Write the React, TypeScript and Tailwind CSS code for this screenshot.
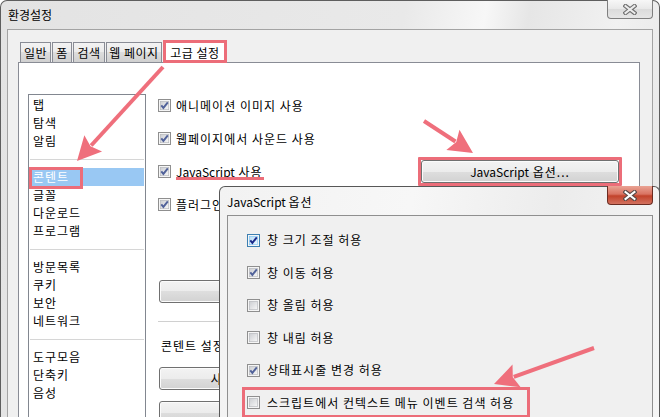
import React from "react";

type CheckProps = { checked?: boolean; focused?: boolean };

function CheckBox({ checked = false, focused = false }: CheckProps) {
  const id = focused ? "cb-focus" : "cb-normal";
  return (
    <svg width="13" height="13" viewBox="0 0 13 13" className="shrink-0">
      <defs>
        <linearGradient id={id} x1="0" y1="0" x2="1" y2="1">
          <stop offset="0" stopColor={focused ? "#b6dbf5" : "#cbcdd1"} />
          <stop offset="1" stopColor={focused ? "#eef8fe" : "#f8f8f8"} />
        </linearGradient>
      </defs>
      <rect x="0.5" y="0.5" width="12" height="12" fill="#f5f5f5" stroke={focused ? "#3c7fb1" : "#8f8f8f"} />
      <rect x="2.3" y="2.3" width="8.4" height="8.4" fill={`url(#${id})`} stroke={focused ? "#7ac3f5" : "#b3b5b9"} strokeWidth="0.6" />
      {checked && (
        <path d="M3.3 6.3 L5.4 8.9 L9.8 3.3" fill="none" stroke={focused ? "#1b2a8a" : "#51629a"} strokeWidth="1.9" />
      )}
    </svg>
  );
}

function XGlyph({ fill, outline }: { fill: string; outline: string }) {
  return (
    <svg width="14" height="11" viewBox="0 0 14 11">
      <path d="M2.5 2 L11.5 9 M11.5 2 L2.5 9" stroke={outline} strokeWidth="4.2" strokeLinecap="square" />
      <path d="M2.5 2 L11.5 9 M11.5 2 L2.5 9" stroke={fill} strokeWidth="2" strokeLinecap="square" />
    </svg>
  );
}

function WinButton({ children, className = "" }: { children?: React.ReactNode; className?: string }) {
  return (
    <div
      className={`flex h-[23px] w-[198px] shrink-0 items-center justify-center whitespace-nowrap rounded-[3px] border border-[#707070] bg-[linear-gradient(#f3f3f3_0%,#ececec_50%,#dedede_50%,#d2d2d2_100%)] shadow-[inset_0_0_0_1px_#fbfbfb] ${className}`}
    >
      {children}
    </div>
  );
}

const tabs = [
  { label: "일반", w: "w-[31px]" },
  { label: "폼", w: "w-[20px]" },
  { label: "검색", w: "w-[32px]" },
  { label: "웹 페이지", w: "w-[56px]" },
];

// null = separator row
const sections: (string | null)[] = [
  "탭",
  "탐색",
  "알림",
  null,
  "콘텐트",
  "글꼴",
  "다운로드",
  "프로그램",
  null,
  "방문목록",
  "쿠키",
  "보안",
  "네트워크",
  null,
  "도구모음",
  "단축키",
  "음성",
];

const jsOptions = [
  { label: "창 크기 조절 허용", checked: true, focused: true },
  { label: "창 이동 허용", checked: true },
  { label: "창 올림 허용", checked: false },
  { label: "창 내림 허용", checked: false },
  { label: "상태표시줄 변경 허용", checked: true },
];

function Arrow({ from, to }: { from: [number, number]; to: [number, number] }) {
  const [x1, y1] = from;
  const [x2, y2] = to;
  const len = Math.hypot(x2 - x1, y2 - y1);
  const ux = (x2 - x1) / len;
  const uy = (y2 - y1) / len;
  const L = 24;
  const W = 12;
  const bx = x2 - ux * L;
  const by = y2 - uy * L;
  const pts = `${x2},${y2} ${bx - uy * W},${by + ux * W} ${bx + ux * 4},${by + uy * 4} ${bx + uy * W},${by - ux * W}`;
  return (
    <g>
      <line x1={x1} y1={y1} x2={bx + ux * 3} y2={by + uy * 3} stroke="#ef6f7c" strokeWidth={4} />
      <polygon points={pts} fill="#ef6f7c" />
    </g>
  );
}

function MainWindow() {
  return (
    <div className="flex h-[450px] w-[660px] flex-col rounded-t-[7px] border border-b-0 border-[#5e5e5e] bg-[linear-gradient(100deg,#e3e3e3_0%,#e9e9e9_55%,#f7f7f7_66%,#e6e6e6_72%,#f1f1f1_84%,#e4e4e4_100%)]">
      {/* title bar */}
      <div className="flex h-[28px] shrink-0 items-start justify-between">
        <span className="pl-[7px] pt-[4px] leading-[20px]">환경설정</span>
        <div className="-mt-px mr-[6px] flex h-[19px] w-[46px] items-center justify-center rounded-b-[4px] border border-t-0 border-[#7f7f7f] bg-[linear-gradient(#f7f7f7_0%,#e8e8e8_50%,#dbdbdb_50%,#e6e6e6_100%)]">
          <XGlyph fill="#ececec" outline="#707070" />
        </div>
      </div>

      {/* client area */}
      <div className="ml-[6px] mr-[6px] flex flex-1 flex-col border border-b-0 border-[#a3a3a3] bg-[#f0f0f0] pl-[10px] pr-[12px] pt-[10px]">
        <div className="flex h-[22px] items-end gap-px pl-[2px] tracking-[0.5px]">
          {tabs.map((t) => (
            <div
              key={t.label}
              className={`flex h-[20px] ${t.w} items-center justify-center whitespace-nowrap border border-b-0 border-[#898c95] bg-[linear-gradient(#f3f3f3_0%,#ebebeb_50%,#dddddd_50%,#d0d0d0_100%)] pt-px`}
            >
              {t.label}
            </div>
          ))}
          <div className="relative z-10 mb-[-1px] flex h-[23px] w-[64px] items-center justify-center whitespace-nowrap border-[3px] border-[#ec6d79] bg-white pt-[2px]">
            고급 설정
          </div>
        </div>

        <div className="flex flex-1 items-start border border-b-0 border-[#898c95] bg-white tracking-[1px]">
          {/* section list */}
          <div className="ml-[9px] mt-[31px] h-[360px] w-[118px] shrink-0 border border-[#828790] pt-px">
            {sections.map((s, i) =>
              s === null ? (
                <div key={i} className="flex h-[18px] items-center px-px">
                  <div className="h-px w-full bg-[#d6d6d6]" />
                </div>
              ) : s === "콘텐트" ? (
                <div key={i} className="relative mx-px h-[18px] bg-[#99c8f3] pl-[3px] leading-[18px] text-white">
                  {s}
                  <span className="absolute left-[-1px] top-[-1px] h-[22px] w-[54px] border-[3px] border-[#ec6d79]" />
                </div>
              ) : (
                <div key={i} className="mx-px h-[18px] pl-[3px] leading-[18px]">
                  {s}
                </div>
              )
            )}
          </div>

          {/* content page */}
          <div className="ml-[12px] mt-[26px] flex flex-1 flex-col pr-[10px]">
            <div className="flex h-[33px] items-center gap-[5px]">
              <CheckBox checked />
              <span>애니메이션 이미지 사용</span>
            </div>
            <div className="flex h-[33px] items-center gap-[5px]">
              <CheckBox checked />
              <span>웹페이지에서 사운드 사용</span>
            </div>
            <div className="flex h-[33px] items-center gap-[5px]">
              <CheckBox checked />
              <span className="w-[240px]">
                <span className="relative">
                  <span className="tracking-normal">JavaScript</span> 사용
                  <span className="absolute left-0 right-[-1px] top-[14px] h-[3px] bg-[#ec6d79]" />
                </span>
              </span>
              <div className="-my-[3px] -ml-[3px] rounded-[1px] border-[3px] border-[#ec6d79]">
                <WinButton>
                  <span className="tracking-normal">JavaScript</span>&nbsp;옵션...
                </WinButton>
              </div>
            </div>
            <div className="flex h-[33px] items-center gap-[5px]">
              <CheckBox checked />
              <span>플러그인 사용</span>
            </div>

            <WinButton className="ml-px mt-[59px]">스타일 옵션...</WinButton>
            <div className="mt-[18px] h-px bg-[#d0d0d0]" />
            <div className="ml-[3px] mt-[15px] h-[18px] leading-[18px]">콘텐트 설정</div>
            <WinButton className="ml-px mt-[12px] pl-[10px]">사이트 설정 관리...</WinButton>
            <WinButton className="ml-px mt-[11px]">차단 목록...</WinButton>
          </div>
        </div>
      </div>
    </div>
  );
}

function JsDialog() {
  return (
    <div className="absolute left-[219px] top-[186px] flex h-[260px] w-[441px] flex-col rounded-t-[6px] border border-b-0 border-[#575757] bg-[linear-gradient(100deg,#f2f2f2_0%,#f7f7f7_40%,#ececec_70%,#f6f6f6_100%)]">
      <div className="flex h-[28px] shrink-0 items-start justify-between">
        <span className="pl-[7px] pt-[5px] leading-[20px]">
          JavaScript <span className="tracking-[1px]">옵션</span>
        </span>
        <div className="-mt-px mr-[6px] flex h-[19px] w-[46px] items-center justify-center rounded-b-[4px] border border-t-0 border-[#6b2c22] bg-[linear-gradient(#eaa394_0%,#d97362_45%,#c2422b_55%,#d3725f_100%)]">
          <XGlyph fill="#ffffff" outline="#5a4a48" />
        </div>
      </div>
      <div className="ml-[7px] mr-[6px] flex flex-1 flex-col border border-b-0 border-[#8f8f8f] bg-[#f0f0f0] pl-[19px] pt-[8px] tracking-[1px]">
        {jsOptions.map((o) => (
          <div key={o.label} className="flex h-[32.5px] items-center gap-[7px]">
            <CheckBox checked={o.checked} focused={o.focused} />
            <span>{o.label}</span>
          </div>
        ))}
        <div className="flex h-[32.5px] items-center">
          <div className="-ml-[5px] flex h-[31px] w-[288px] items-center gap-[7px] border-[3px] border-[#ec6d79] pl-[2px]">
            <CheckBox />
            <span className="whitespace-nowrap">스크립트에서 컨텍스트 메뉴 이벤트 검색 허용</span>
          </div>
        </div>
      </div>
    </div>
  );
}

export default function App() {
  return (
    <div className="relative h-[417px] w-[660px] overflow-hidden bg-white font-['Noto_Sans_CJK_KR','Noto_Sans',sans-serif] text-[12px] text-black">
      <MainWindow />
      <JsDialog />
      <svg className="pointer-events-none absolute left-0 top-0" width="660" height="417">
        <Arrow from={[163, 67]} to={[77, 161]} />
        <Arrow from={[424, 121]} to={[473, 153]} />
        <Arrow from={[594, 348]} to={[494, 384]} />
      </svg>
    </div>
  );
}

____________________

THE PROBLEM: From the opening line of the listing above through the line bearing "boolean; focused?: boolean", repeat each line exactly. Drop every picture.

COMPLETED TASK:
Write the React, TypeScript and Tailwind CSS code for this screenshot.
import React from "react";

type CheckProps = { checked?: boolean; focused?: boolean };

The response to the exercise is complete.